Bis jetzt galten die Einschüchterungsversuche und die Beschneidung der Pressefreiheit nur den inländischen Medien. Das Erdogan-Regime ließ unzählige Print- und Onlinepublikationen verbieten, entzog Radio- und Fernsehsendern die Lizenzen und drangsalierte all jene Journalisten, die nicht die Sichtweise des Regimes vertraten. Drakonische Strafen und Inhaftierungen – allesamt Ergebnisse von Verfahren, die mit Rechtsstaatlichkeit recht wenig gemein haben – wurden angeordnet. Mit der Verfolgung eines deutschen Korrespondenten will man nun auch die ausländischen Medien einschüchtern. Die Verantwortlichen in Ankara senden ein unmissverständliches Signal: »Passt auf, was ihr berichtet, sonst ereilt euch selbiges Unheil!«
Erfreulich, dass über fast alle Parteigrenzen hinweg in Deutschland das Vorgehen der Türkei auf das Schärfste verurteilt wird. Dass sich die demokratischen Parteien in Deutschland mit Yücel und seinen Kolleginnen und Kollegen in der Türkei solidarisieren, ist ein wichtiges Signal. Nicht so erfreulich ist, dass es erst zu massenhaften Solidaritätsbekundungen kam, nachdem ein deutscher Korrespondent Opfer des türkischen Regimes wurde. Als habe man sich bis dahin damit abgefunden, dass der Nato- und Flüchtlingspakt-Partner Türkei in Bezug auf Menschenrechte ein »failed state« ist.

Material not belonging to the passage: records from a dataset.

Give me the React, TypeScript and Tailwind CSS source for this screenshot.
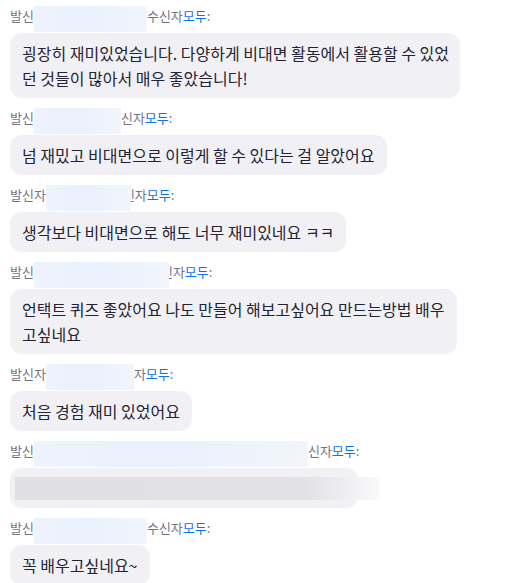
import React from 'react';

type Header = {
  left: string;
  box: number;
  right: string;
  cut?: number;
};

type Message = {
  header: Header;
  lines?: string[];
  width?: number;
  blurred?: boolean;
};

const messages: Message[] = [
  {
    header: { left: '발신', box: 113, right: '수신자' },
    lines: ['굉장히 재미있었습니다. 다양하게 비대면 활동에서 활용할 수 있었', '던 것들이 많아서 매우 좋았습니다!'],
    width: 450,
  },
  {
    header: { left: '발신', box: 87, right: '신자' },
    lines: ['넘 재밌고 비대면으로 이렇게 할 수 있다는 걸 알았어요'],
  },
  {
    header: { left: '발신자', box: 85, right: '신자', cut: 8 },
    lines: ['생각보다 비대면으로 해도 너무 재미있네요 ㅋㅋ'],
  },
  {
    header: { left: '발신', box: 135, right: '신자', cut: 8 },
    lines: ['언택트 퀴즈 좋았어요 나도 만들어 해보고싶어요 만드는방법 배우', '고싶네요'],
    width: 447,
  },
  {
    header: { left: '발신자', box: 88, right: '자' },
    lines: ['처음 경험 재미 있었어요'],
  },
  {
    header: { left: '발신', box: 274, right: '신자' },
    blurred: true,
  },
  {
    header: { left: '발신', box: 113, right: '수신자' },
    lines: ['꼭 배우고싶네요~'],
  },
];

function MessageHeader({ h }: { h: Header }) {
  return (
    <div className="flex items-center h-5 text-[13px] leading-5 text-[#747487] whitespace-nowrap">
      <span>{h.left}</span>
      <span
        className="relative z-10 inline-block h-[26px] mt-[6px] bg-gradient-to-r from-[#eef3fc] via-[#eaf1fc] to-[#f2f5fb]"
        style={{ width: h.box, marginRight: h.cut ? -h.cut : 0 }}
      />
      <span>{h.right}</span>
      <span className="text-[#0e72ed]">모두</span>
      <span>:</span>
    </div>
  );
}

export default function App() {
  return (
    <div
      className="w-[520px] h-[583px] overflow-hidden bg-white px-[10px] pt-[6px]"
      style={{ fontFamily: '"Noto Sans CJK KR", "Noto Sans", sans-serif' }}
    >
      {messages.map((m, i) => (
        <div key={i} className="mb-[10px]">
          <MessageHeader h={m.header} />
          {m.blurred ? (
            <div className="mt-[7px] w-[348px] h-10 rounded-xl bg-[#f1f1f5] flex items-center pl-[5px]">
              <div className="h-[23px] w-[365px] shrink-0 bg-gradient-to-r from-[#e0e0e4] via-[#e2e2e6] via-80% to-[#fafafb]" />
            </div>
          ) : (
            <div
              className="mt-[7px] w-fit rounded-xl bg-[#f1f1f5] px-3 py-[7.5px] text-[16px] leading-[25px] text-[#232333] whitespace-nowrap"
              style={m.width ? { width: m.width } : undefined}
            >
              {m.lines!.map((l, j) => (
                <div key={j}>{l}</div>
              ))}
            </div>
          )}
        </div>
      ))}
    </div>
  );
}
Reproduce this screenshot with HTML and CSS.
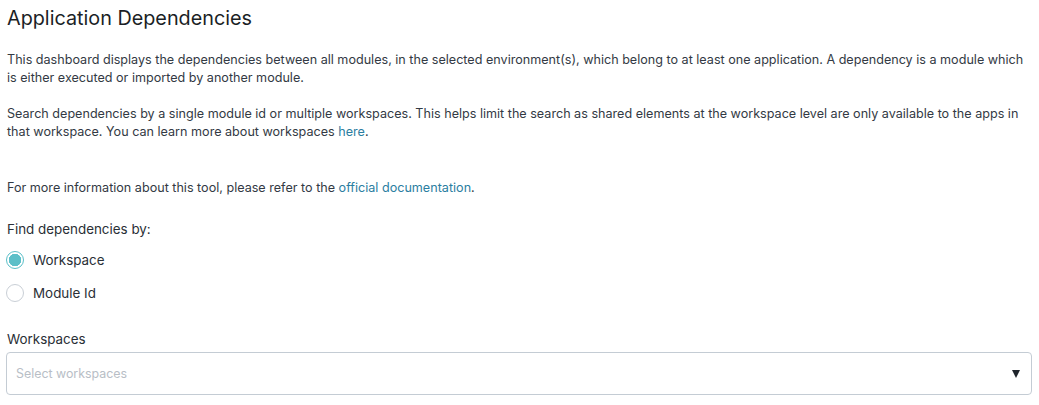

Bundeskanzlerin Angela Merkel reiste in den vergangenen 12 Monaten fünfmal in der Türkei. Menschenrechte waren dabei maximal ein Randthema. Erst bei ihrem letzten Besuch am 2. Februar 2017 hat sie sich mit der Opposition getroffen, um mit dieser über die Lage der Menschenrechte in der Türkei zu sprechen. Zu diesem Zeitpunkt hielt sich Deniz Yücel seit mehreren Wochen in einem Gebäude der deutschen Botschaft auf. Dort hatte er Zuflucht gefunden, nachdem bekannt wurde, dass ihn die türkische Staatsanwaltschaft sucht. Als er sich vor rund zwei Wochen entschloss, den Verfolgungsbehörden Rede und Antwort zu stehen, endete auch für ihn die Freiheit und er kam in Untersuchungshaft. Diese kann in der Türkei bis zu fünf Jahre dauern.
Setzen wir uns weiterhin gemeinsam dafür ein, dass für Deniz Yücel und alle anderen Kolleginnen und Kollegen, die Forderung nach sofortiger Freiheit möglichst bald in Erfüllung geht!